Cecilia semble écouter sans parler : c’est le génie de ce portrait. Il capture l’essence de son esprit en action. Ses émotions semblent lisibles, ou tout le moins déchiffrables, à travers son regard, l’énigme de son sourire et sa façon évocatrice de tenir et de caresser l’hermine. Elle réfléchit, et son visage fourmille d’émotions.
Leonard joue avec nos propres pensées d’une manière jamais vue jusqu’alors.
Analyse historique
Gecilia Gallerini est une beauté de la classe moyenne milanaise
Son père est diplomate et agent financier du duc Ludovic Sforza
Sa mère est la fille d’un professeur de droit réputé.
Ils ne sont pas très fortunés
Les enfants sont cultivés et instruits
Cecilia écrit de la poésie, prononce des oraisons et écrit des lettres en latin
Elle a sept ans à la mort de son père : l’héritage est partagé avec ses 7 frères
A l’age de 10 ans, ses frères lui arrangent une union prometteuse avec Giovanni Stefane Viconti (membre de l’ancienne famille dirigeante de Milan)
Quatre ans plus tard, le contrat est annulé avant que le mariage ne soit célébré car les frères de Cecilia n’ont pas honoré le paiement de sa dot. On précise que l’union n’a pas été consommée.
L’annulation de l’union et l’information relative à la virginité trouvent une autre explication.
Cecilia avait attiré l’attention de Ludovic Sforza, un homme impitoyable, mais de bon gout. Cecilia lui plait pour ses qualités physiques et morales.

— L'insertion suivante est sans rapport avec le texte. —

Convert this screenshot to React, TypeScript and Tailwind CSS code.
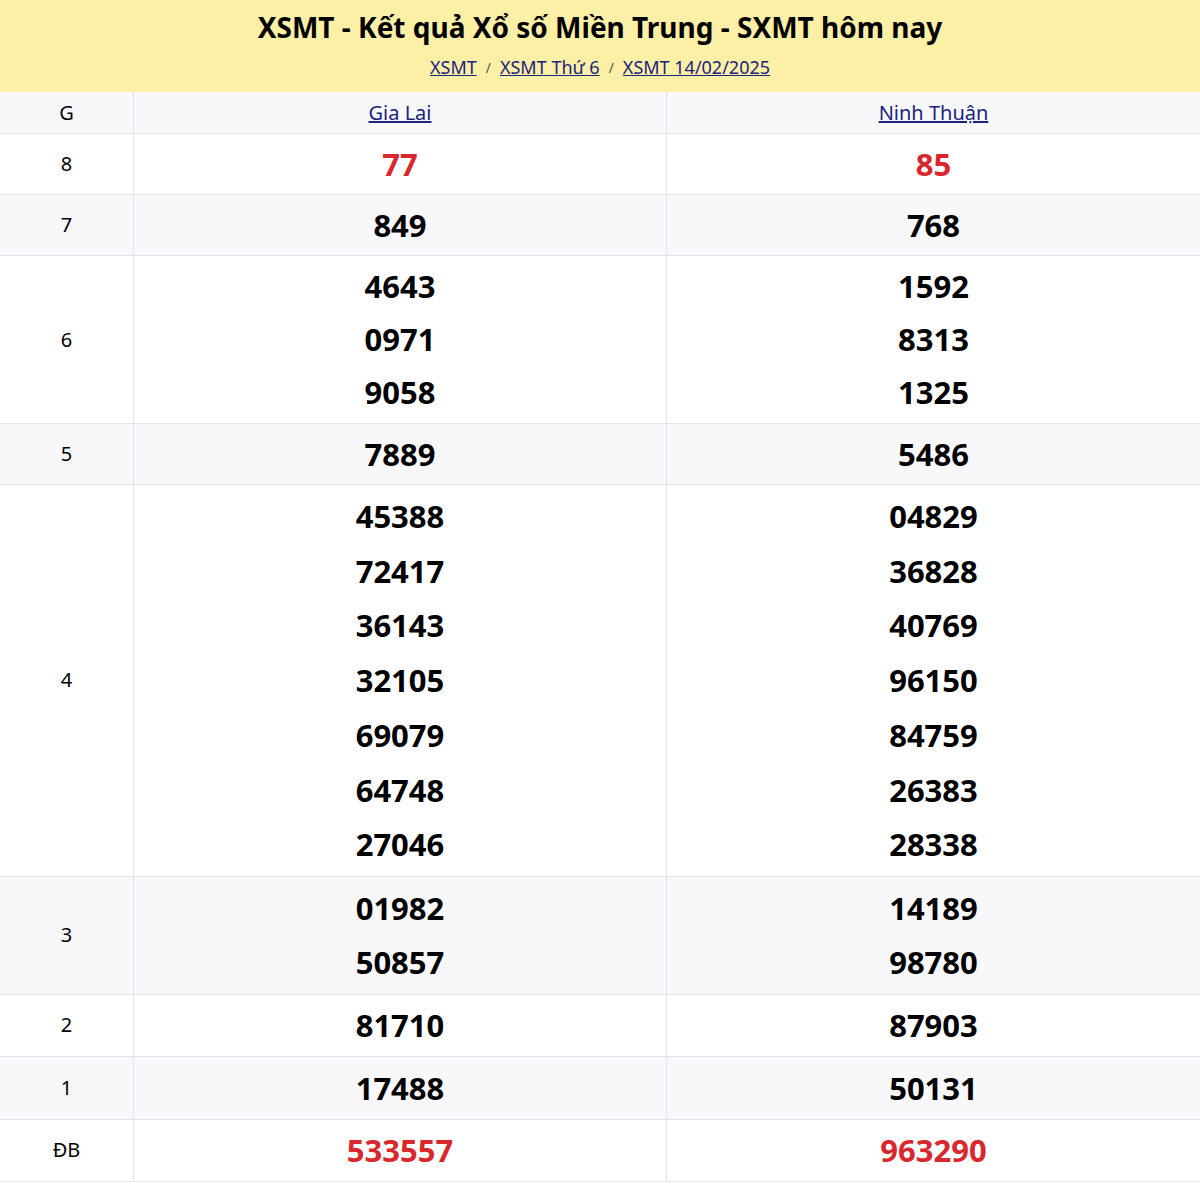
const rows: { g: string; a: string[]; b: string[]; gray: boolean; red?: boolean; lh: string }[] = [
  { g: '8', a: ['77'], b: ['85'], gray: false, red: true, lh: 'leading-[52px]' },
  { g: '7', a: ['849'], b: ['768'], gray: true, lh: 'leading-[52px]' },
  { g: '6', a: ['4643', '0971', '9058'], b: ['1592', '8313', '1325'], gray: false, lh: 'leading-[53px]' },
  { g: '5', a: ['7889'], b: ['5486'], gray: true, lh: 'leading-[52px]' },
  { g: '4', a: ['45388', '72417', '36143', '32105', '69079', '64748', '27046'], b: ['04829', '36828', '40769', '96150', '84759', '26383', '28338'], gray: false, lh: 'leading-[54.7px]' },
  { g: '3', a: ['01982', '50857'], b: ['14189', '98780'], gray: true, lh: 'leading-[54.5px]' },
  { g: '2', a: ['81710'], b: ['87903'], gray: false, lh: 'leading-[53px]' },
  { g: '1', a: ['17488'], b: ['50131'], gray: true, lh: 'leading-[54px]' },
  { g: 'ĐB', a: ['533557'], b: ['963290'], gray: false, red: true, lh: 'leading-[53px]' },
];

export default function App() {
  return (
    <div className="w-[1200px] h-[1193px] overflow-hidden bg-white font-['Roboto',sans-serif] text-black">
      {/* Header */}
      <div className="h-[92px] bg-[#fcefa6] flex flex-col items-center pt-[8px]">
        <h1 className="text-[28px] font-bold leading-[38px]">XSMT - Kết quả Xổ số Miền Trung - SXMT hôm nay</h1>
        <div className="mt-[8px] flex items-center gap-[9px] text-[18px] font-['Liberation_Sans',sans-serif] text-[#1a237e]">
          <a className="underline">XSMT</a>
          <span className="text-[#555] text-[14px]">/</span>
          <a className="underline">XSMT Thứ 6</a>
          <span className="text-[#555] text-[14px]">/</span>
          <a className="underline">XSMT 14/02/2025</a>
        </div>
      </div>

      {/* Table */}
      <div className="grid grid-cols-[134px_533px_533px]">
        <div className="h-[42px] bg-[#f8f8fa] border-b border-r border-[#e4e4e8] flex items-center justify-center text-[20px] font-['Liberation_Sans',sans-serif]">G</div>
        <div className="h-[42px] bg-[#f8f8fa] border-b border-r border-[#e4e4e8] flex items-center justify-center text-[20px] font-['Liberation_Sans',sans-serif] text-[#1a237e]">
          <a className="underline">Gia Lai</a>
        </div>
        <div className="h-[42px] bg-[#f8f8fa] border-b border-[#e4e4e8] flex items-center justify-center text-[20px] font-['Liberation_Sans',sans-serif] text-[#1a237e]">
          <a className="underline">Ninh Thuận</a>
        </div>
        {rows.map((r) => {
          const bg = r.gray ? 'bg-[#f8f8fa]' : 'bg-white';
          const num = `text-[31px] font-bold ${r.lh} ${r.red ? 'text-[#d9272e]' : 'text-black'}`;
          return (
            <div key={r.g} className="contents">
              <div className={`${bg} border-b border-r border-[#e4e4e8] flex items-center justify-center text-[20px] font-['Liberation_Sans',sans-serif]`}>{r.g}</div>
              <div className={`${bg} border-b border-r border-[#e4e4e8] flex flex-col items-center py-[4px]`}>
                {r.a.map((n, i) => (
                  <span key={i} className={num}>{n}</span>
                ))}
              </div>
              <div className={`${bg} border-b border-[#e4e4e8] flex flex-col items-center py-[4px]`}>
                {r.b.map((n, i) => (
                  <span key={i} className={num}>{n}</span>
                ))}
              </div>
            </div>
          );
        })}
      </div>
    </div>
  );
}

En 1489, à l’age de 15 ans, elle laisse la maison familiale et demeure dans des quartiers que lui réserve Ludovic.
L’année suivante, elle lui donne un fils.
Leur relation est problématique, car depuis 1480, Ludovic est promis à Béatrice d’Estre, fille d’Hercule d’Estre, duc de Ferrare.
Ce mariage assure une alliance de premier choix avec une famille noble d’Italie.
Les noces sont prévues en 1490, à être célébrés en grande pompes.
Comment ces peintures se comparent à des portraits photo
La dernière scène
Fichier haute-résolution du ‘Google Art Project’
La perspective dans ce tableau: toutes les lignes de fuite convergent vers la tête de Jésus. La composition de cette scène serait possible en photographie avec l’usage d’un objectif grand-angle.